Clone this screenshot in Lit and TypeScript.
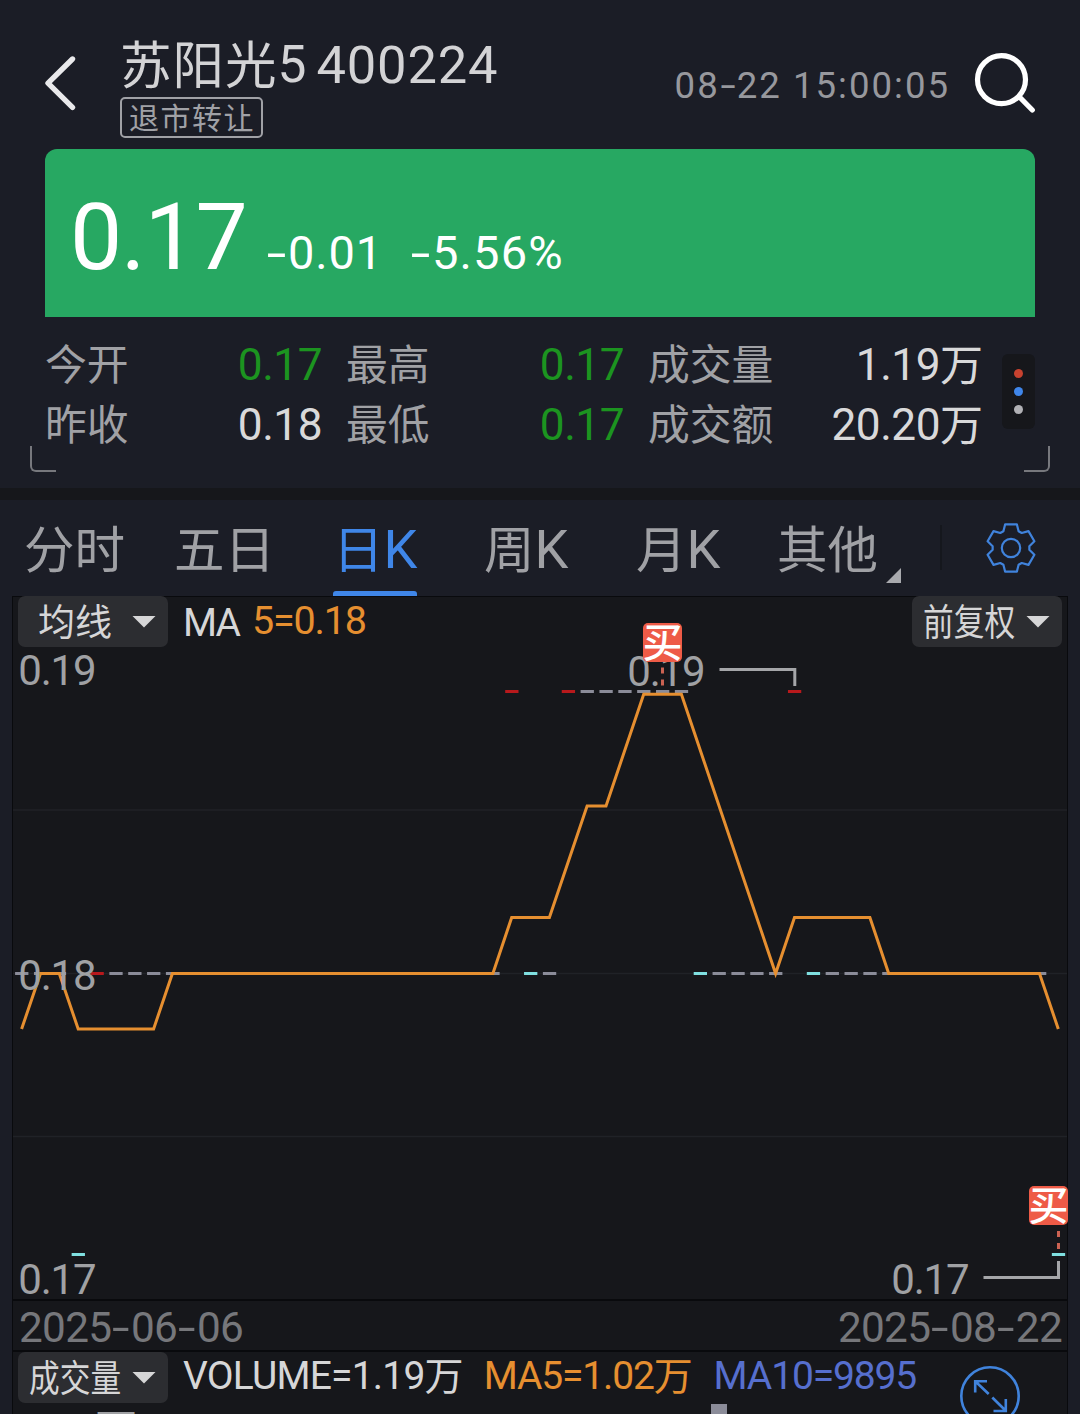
import { LitElement, html, svg, css } from "lit";
import { customElement } from "lit/decorators.js";
import { classMap } from "lit/directives/class-map.js";

type Tone = "up" | "flat" | "down";

interface Stat {
  label: string;
  value: string;
  green?: boolean;
}

const STATS: Stat[] = [
  { label: "今开", value: "0.17", green: true },
  { label: "最高", value: "0.17", green: true },
  { label: "成交量", value: "1.19万" },
  { label: "昨收", value: "0.18" },
  { label: "最低", value: "0.17", green: true },
  { label: "成交额", value: "20.20万" },
];

const TABS = ["分时", "五日", "日K", "周K", "月K", "其他"];

// Chart geometry: one trading day per step.
const STEP = 18.85;
const dayX = (i: number) => 21.6 + STEP * i;

const Y19 = 691.5;
const Y18 = 973.5;
const Y17 = 1254.5;

// Average line as [day, y].
const MA5: [number, number][] = [
  [0, 1029], [1, 973.5], [2, 973.5], [3, 1029], [7, 1029], [8, 973.5],
  [25, 973.5], [26, 917.5], [28, 917.5], [30, 806], [31, 806], [33, 694.3],
  [35, 694.3], [40, 973.5], [41, 917.5], [45, 917.5], [46, 973.5],
  [54, 973.5], [55, 1029],
];

const range = (a: number, b: number) => Array.from({ length: b - a + 1 }, (_, k) => a + k);

const CANDLES: { day: number; y: number; tone: Tone }[] = [
  ...[...range(0, 2), ...range(5, 25), 28, ...range(37, 40), ...range(43, 54)].map((day) => ({
    day, y: Y18, tone: "flat" as Tone,
  })),
  ...range(30, 35).map((day) => ({ day, y: Y19, tone: "flat" as Tone })),
  ...[26, 29, 41].map((day) => ({ day, y: Y19, tone: "up" as Tone })),
  { day: 4, y: Y18, tone: "up" },
  ...[27, 36, 42].map((day) => ({ day, y: Y18, tone: "down" as Tone })),
  ...[3, 55].map((day) => ({ day, y: Y17, tone: "down" as Tone })),
];

// Six-toothed gear outline around the origin.
const gearPath = (() => {
  const tooth = [[-7.6, -16.8], [-5.9, -23.6], [5.9, -23.6], [7.6, -16.8]];
  const pts: string[] = [];
  for (let k = 0; k < 6; k++) {
    const a = (k * Math.PI) / 3;
    for (const [x, y] of tooth) {
      pts.push(
        `${(x * Math.cos(a) - y * Math.sin(a)).toFixed(2)} ${(x * Math.sin(a) + y * Math.cos(a)).toFixed(2)}`
      );
    }
  }
  return `M${pts.join("L")}Z`;
})();

const FONT = css`Roboto, "Noto Sans CJK SC", sans-serif`;

// Figures use a wide hyphen; it is stretched in its own span.
const hyphenStyles = css`
  .hy { display: inline-block; transform: scaleX(1.5); margin: 0 0.095em; letter-spacing: 0; }
`;
const figures = (text: string) =>
  text.split(/(-)/).map((p) => (p === "-" ? html`<span class="hy">-</span>` : p));

@customElement("quote-header")
export class QuoteHeader extends LitElement {
  static styles = [
    hyphenStyles,
    css`
    :host { display: block; font-family: ${FONT}; }
    .bar { height: 149px; display: flex; align-items: flex-start; box-sizing: border-box; padding: 0 44px 0 44px; }
    .back { width: 34px; height: 60px; margin-top: 53px; flex: none; }
    .name { margin: 38px 0 0 42px; display: flex; flex-direction: column; align-items: flex-start; }
    .title { display: flex; gap: 9px; height: 54px; line-height: 54px; color: #d3d3d5; white-space: nowrap; font-size: 52.5px; }
    .cn { font-size: 51.5px; letter-spacing: 1px; }
    .han { vertical-align: -1.5px; line-height: 0; }
    .code { letter-spacing: 0.8px; }
    .tag { margin-top: 5px; height: 41px; width: 143px; box-sizing: border-box; border: 2px solid #a0a1a6; border-radius: 5px; color: #a0a1a6; font-size: 30px; letter-spacing: 1.5px; line-height: 39px; padding-left: 7px; white-space: nowrap; }
    .time { margin: 66px 24px 0 auto; height: 40px; line-height: 40px; font-size: 36.6px; letter-spacing: 2px; color: #97989d; white-space: nowrap; }
    .search { width: 64px; height: 64px; margin: 51px -2px 0 0; flex: none; }
    .banner { margin: 0 45px; height: 168px; box-sizing: border-box; border-radius: 12px 12px 0 0; background: #27a862; color: #fff; display: flex; align-items: baseline; padding: 39px 0 0 25px; white-space: nowrap; }
    .price { font-size: 93px; line-height: 100px; letter-spacing: -1.2px; width: 176px; }
    .delta { font-size: 47px; line-height: 100px; margin-left: 20px; letter-spacing: 0.9px; width: 115px; }
    .pct { margin-left: 29px; letter-spacing: 1.2px; }
  `,
  ];
  render() {
    return html`
      <div class="bar">
        <svg class="back" viewBox="44 53 34 60" fill="none" stroke="#e9e9eb" stroke-width="5.4" stroke-linecap="round" stroke-linejoin="round">
          <path d="M72.5 59 48 83.2 72.5 107.3" />
        </svg>
        <div class="name">
          <div class="title"><span class="cn"><span class="han">苏阳光</span>5</span><span class="code">400224</span></div>
          <div class="tag">退市转让</div>
        </div>
        <div class="time">${figures("08-22 15:00:05")}</div>
        <svg class="search" viewBox="974 51 64 64" fill="none" stroke="#fff" stroke-width="5.2" stroke-linecap="round">
          <circle cx="1001.5" cy="79.6" r="24" />
          <path d="M1019.5 97 1032.3 110" />
        </svg>
      </div>
      <div class="banner">
        <span class="price">0.17</span>
        <span class="delta">${figures("-0.01")}</span>
        <span class="delta pct">${figures("-5.56%")}</span>
      </div>
    `;
  }
}

@customElement("quote-stats")
export class QuoteStats extends LitElement {
  static styles = css`
    :host { display: block; font-family: ${FONT}; height: 171px; position: relative; }
    .row { display: flex; padding: 18px 45px 0 45px; }
    .grid { display: grid; grid-template-columns: 277px 279px 335px; column-gap: 23px; grid-auto-rows: 60px; flex: none; }
    .cell { display: flex; justify-content: space-between; line-height: 60px; white-space: nowrap; }
    .label { font-size: 41.8px; color: #a0a1a5; padding: 1px 0 0 0; }
    .value { font-size: 44.2px; letter-spacing: -0.5px; color: #d9d9da; }
    .green { color: #1c9420; }
    .wan { font-size: 43px; vertical-align: -1px; line-height: 0; letter-spacing: -1px; }
    .cell:nth-child(3n + 2) .label, .cell:nth-child(3n) .label { padding-left: 1px; }
    .dots { margin: 19px 0 0 auto; width: 33px; height: 75px; box-sizing: border-box; border-radius: 6px; background: #16171b; display: flex; flex-direction: column; align-items: center; justify-content: center; gap: 9px; flex: none; }
    .dot { width: 9px; height: 9px; border-radius: 50%; }
    .red { background: #c7422f; }
    .blue { background: #3f86ea; }
    .grey { background: #b1b1b5; }
    .corner { position: absolute; top: 129px; width: 24px; height: 24px; border-bottom: 2px solid #77787d; }
    .left { left: 30px; border-left: 2px solid #77787d; border-bottom-left-radius: 6px; }
    .right { right: 30px; border-right: 2px solid #77787d; border-bottom-right-radius: 6px; }
  `;
  render() {
    return html`
      <div class="row">
        <div class="grid">
          ${STATS.map(
            (s) => html`<div class="cell">
              <span class="label">${s.label}</span>
              <span class=${classMap({ value: true, green: !!s.green })}>${s.value.replace("万", "")}${
                s.value.endsWith("万") ? html`<span class="wan">万</span>` : ""
              }</span>
            </div>`
          )}
        </div>
        <div class="dots">
          <span class="dot red"></span><span class="dot blue"></span><span class="dot grey"></span>
        </div>
      </div>
      <span class="corner left"></span><span class="corner right"></span>
    `;
  }
}

@customElement("period-tabs")
export class PeriodTabs extends LitElement {
  static styles = css`
    :host { display: block; font-family: ${FONT}; border-top: 12px solid #16171b; }
    .tabs { height: 96px; display: grid; grid-template-columns: 150px 159px 151px 152px 141px 165px 1fr; padding-left: 24px; }
    .tab { display: flex; flex-direction: column; justify-content: space-between; align-items: flex-start; font-size: 50.5px; line-height: 101px; color: #a0a1a5; white-space: nowrap; position: relative; }
    .text { height: 90px; }
    .k { font-size: 54px; line-height: 0; vertical-align: 0.5px; }
    .active { color: #3f86e8; }
    .line { width: 84px; height: 5px; border-radius: 3px 3px 0 0; background: #3f86e8; }
    .more { position: absolute; left: 109px; top: 68px; width: 15px; height: 15px; background: #a9aaae; clip-path: polygon(100% 0, 100% 100%, 0 100%); }
    .settings { display: flex; align-items: flex-start; }
    .rule { width: 2px; height: 45px; margin: 25px 43px 0 -2px; background: #15171d; }
    .gear { width: 52px; height: 52px; margin-top: 22px; }
  `;
  render() {
    return html`
      <div class="tabs">
        ${TABS.map(
          (t) => html`<div class=${classMap({ tab: true, active: t === "日K" })}>
            <span class="text">${t.replace("K", "")}${t.endsWith("K") ? html`<span class="k">K</span>` : ""}</span>
            ${t === "日K" ? html`<span class="line"></span>` : ""}
            ${t === "其他" ? html`<span class="more"></span>` : ""}
          </div>`
        )}
        <div class="settings">
          <span class="rule"></span>
          <svg class="gear" viewBox="-26 -26 52 52" fill="none" stroke="#4083dc" stroke-width="2.2" stroke-linejoin="round">
            <path d=${gearPath} />
            <circle r="9.2" />
          </svg>
        </div>
      </div>
    `;
  }
}

@customElement("k-chart")
export class KChart extends LitElement {
  static styles = [
    hyphenStyles,
    css`
    :host { display: block; font-family: ${FONT}; margin: 0 12px; background: #16171b; box-shadow: inset 1px 0 #090a0d, inset -1px 0 #090a0d, inset 0 1px #090a0d; }
    .stack { display: grid; height: 703px; }
    .plot { grid-area: 1 / 1; display: block; width: 1056px; height: 703px; font-family: inherit; overflow: visible; }
    .tools { grid-area: 1 / 1; display: flex; height: 51px; padding: 0 6px; white-space: nowrap; }
    .btn { width: 150px; height: 51px; box-sizing: border-box; border-radius: 7px; background: #2c2d31; color: #d6d6d7; display: flex; align-items: center; justify-content: space-between; padding: 0 12px 0 20px; font-size: 37px; line-height: 51px; letter-spacing: 0; flex: none; }
    .name { padding-top: 4px; }
    .tight { padding-left: 11px; }
    .narrow { display: block; width: 93px; padding-top: 4px; }
    .narrow > span { display: inline-block; transform: scaleX(0.83); transform-origin: 0 50%; }
    .caret { width: 24px; height: 12px; background: #d6d6d7; clip-path: polygon(0 0, 100% 0, 50% 100%); }
    .ma { margin-left: 15px; line-height: 54px; font-size: 39px; letter-spacing: -1.9px; color: #d6d6d7; }
    .ma5 { margin-left: 13px; line-height: 50px; font-size: 39.5px; letter-spacing: -1.2px; color: #e68f30; }
    .push { margin-left: auto; }
    .grid { stroke: #202227; stroke-width: 1.5; }
    .avg { fill: none; stroke: #e68f30; stroke-width: 3; }
    .up { fill: #b8191c; }
    .flat { fill: #8b8c99; }
    .down { fill: #7fdfe0; }
    .axis { fill: #a0a1a4; font-size: 42px; }
    .leader { fill: none; stroke: #a5a6a9; stroke-width: 3; }
    .stem { stroke: #cb6252; stroke-width: 3; stroke-dasharray: 6 6; }
    .badge { fill: #ee5b47; }
    .buy { fill: #fff; font-size: 40px; font-weight: 500; text-anchor: middle; font-family: "Noto Sans CJK SC", sans-serif; }
    .dates { border-top: 2px solid #090a0d; border-bottom: 2px solid #090a0d; box-sizing: border-box; height: 53px; display: flex; justify-content: space-between; padding: 0 6px 0 7px; font-size: 42.3px; letter-spacing: -0.7px; line-height: 54px; color: #76777b; }
    .volume { height: 62px; overflow: hidden; position: relative; }
    .vol { color: #d6d6d7; margin-left: 15px; letter-spacing: -0.8px; }
    .legend { font-size: 39px; line-height: 48px; letter-spacing: -1.15px; }
    .v5 { color: #e68f30; margin-left: 21px; }
    .v10 { color: #566fce; margin-left: 22px; }
    .wan { vertical-align: -1px; line-height: 0; }
    .scale { padding-left: 6px; font-size: 42px; line-height: 50px; letter-spacing: -1.2px; color: #a0a1a4; margin-top: 2px; }
    .column { position: absolute; left: 699px; top: 52px; width: 16px; height: 10px; background: #8b8c99; }
    .expand { position: absolute; left: 946px; top: 12px; width: 64px; height: 50px; }
  `,
  ];

  private badge(x: number, y: number, stemX: number, stemY: number) {
    return svg`
      <path class="stem" d="M${stemX} ${stemY}v19" />
      <rect class="badge" x=${x} y=${y} width="39" height="39" rx="5" />
      <text class="buy" x=${x + 19.5} y=${y + 34}>买</text>
    `;
  }

  private label(x: number, y: number, text: string) {
    return svg`<text class="axis" x=${x} y=${y} textLength="78.5">${text}</text>`;
  }

  render() {
    const line = MA5.map(([d, y]) => `${dayX(d).toFixed(1)},${y}`).join(" ");
    return html`
      <div class="stack">
        <svg class="plot" viewBox="12 596 1056 703">
          ${[810, 973.5, 1136.5].map((y) => svg`<path class="grid" d="M13 ${y}H1067" />`)}
          ${CANDLES.map(
            (c) => svg`<rect class=${c.tone} x=${dayX(c.day) - 6.5} y=${c.y - 1.5} width="13.3" height="3" />`
          )}
          <polyline class="avg" points=${line} />
          ${this.label(18.2, 685, "0.19")}
          ${this.label(18.2, 989.7, "0.18")}
          ${this.label(18.2, 1294, "0.17")}
          ${this.label(627.2, 686, "0.19")}
          ${this.label(891.2, 1294, "0.17")}
          <path class="leader" d="M719.5 669.5H794.8V686" />
          <path class="leader" d="M983.5 1277.5H1058.5V1261" />
          ${this.badge(643, 623, 662.5, 667.5)}
          ${this.badge(1029, 1186, 1058.5, 1231)}
        </svg>
        <div class="tools">
          <div class="btn"><span class="name">均线</span><span class="caret"></span></div>
          <span class="ma">MA</span><span class="ma5">5=0.18</span>
          <div class="btn tight push"><span class="narrow"><span>前复权</span></span><span class="caret"></span></div>
        </div>
      </div>
      <div class="dates"><span>${figures("2025-06-06")}</span><span>${figures("2025-08-22")}</span></div>
      <div class="volume">
        <div class="tools legend">
          <div class="btn tight"><span class="narrow"><span>成交量</span></span><span class="caret"></span></div>
          <span class="vol">VOLUME=1.19<span class="wan">万</span></span>
          <span class="v5">MA5=1.02<span class="wan">万</span></span>
          <span class="v10">MA10=9895</span>
        </div>
        <div class="scale">0.14万</div>
        <span class="column"></span>
        <svg class="expand" viewBox="958 1364 64 50" fill="none" stroke="#4083dc" stroke-width="2.6">
          <circle cx="990" cy="1396" r="28.7" />
          <path d="M988.7 1394 975.5 1381.5M975.2 1392.5V1381.3H987M992.3 1397.5 1005.5 1410.5M1005.8 1399V1411H993.5" />
        </svg>
      </div>
    `;
  }
}

@customElement("app-root")
export class AppRoot extends LitElement {
  static styles = css`
    :host { display: block; width: 1080px; height: 1414px; overflow: hidden; background: #1b1d26; }
  `;
  render() {
    return html`
      <quote-header></quote-header>
      <quote-stats></quote-stats>
      <period-tabs></period-tabs>
      <k-chart></k-chart>
    `;
  }
}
* * *
__AIM OF THE TASK__.
Gather each line that holds "this".

__ANSWER TO THE PROBLEM__.
Clone this screenshot in Lit and TypeScript.
          ${this.label(18.2, 685, "0.19")}
          ${this.label(18.2, 989.7, "0.18")}
          ${this.label(18.2, 1294, "0.17")}
          ${this.label(627.2, 686, "0.19")}
          ${this.label(891.2, 1294, "0.17")}
          ${this.badge(643, 623, 662.5, 667.5)}
          ${this.badge(1029, 1186, 1058.5, 1231)}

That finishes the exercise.